Thirty UCLA football players have drafted a document outlining their demands to the school to ensure the safety of student-athletes amid the coronavirus pandemic.
Bruins football players do not trust head coach Chip Kelly to act in the best interest of their health and are demanding a "third-party health official" oversee football activities to confirm COVID-19 protocols are being followed properly, according to the document, which was viewed by J. Brady McCollough of the Los Angeles Times.
But UCLA quarterback Dorian Thompson-Robinson tweeted Friday that players never said they don't trust Kelly, and he reiterated that their demands are related to the safety of the football program "as a whole."
In addition to the presence of a third-party health official, the players want the protection of anonymity for student-athletes and staff to report health violations. They also want to be able to decide whether to return to school without fear of possible consequences such as lost scholarships.

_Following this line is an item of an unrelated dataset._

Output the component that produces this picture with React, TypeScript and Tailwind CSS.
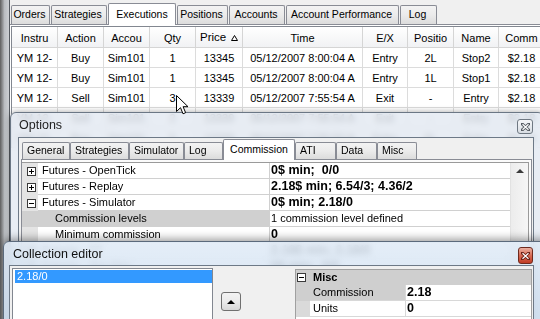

"These demands reflect our call for an environment in which we do not feel pressured to return to competition, and if we choose not to return, that our decision will be respected," the document states, according to McCollough. "If our demands are not met, we will refrain from booster events, recruiting events, and all football-related promotional activities.
"The decision to return to training amidst a global pandemic has put us, the student-athletes, on the front lines of a battle that we as a nation have not yet been able to win. We feel that as some of the first members of the community to attempt a return to normalcy, we must have assurances that allow us to make informed decisions and be protected regardless of our decision."
It continues: "Time and time again, we see individuals within (UCLA) athletic programs who ought to defend and protect us leave us in the dark to fend for ourselves ... Starting with neglected and mismanaged injury cases, to a now mismanaged COVID-19 pandemic, our voices have been continuously muffled, and we will no longer stand for such blatant injustices."
UCLA senior associate athletic director Matt Elliott told McCollough the school will create an online portal to allow student-athletes to anonymously report issues to the faculty athletic representative.
Elliott also said the university will guarantee scholarships for fall sport student-athletes for the upcoming season, but he could not specify regarding future years.
Schools began allowing players to return to campus for voluntary workouts on June 1. The NCAA Division I Council approved earlier this week a six-week preseason plan to begin the 2020 campaign on time.
That plan allows for interactions between coaches and players during required summer workouts, which are set to begin in July. Meetings and walk-throughs can begin July 24, while the preseason practice period is set to begin Aug. 7 for teams kicking off the campaign in Week 1.
The plan requires teams to practice for four weeks before playing their first games of the season.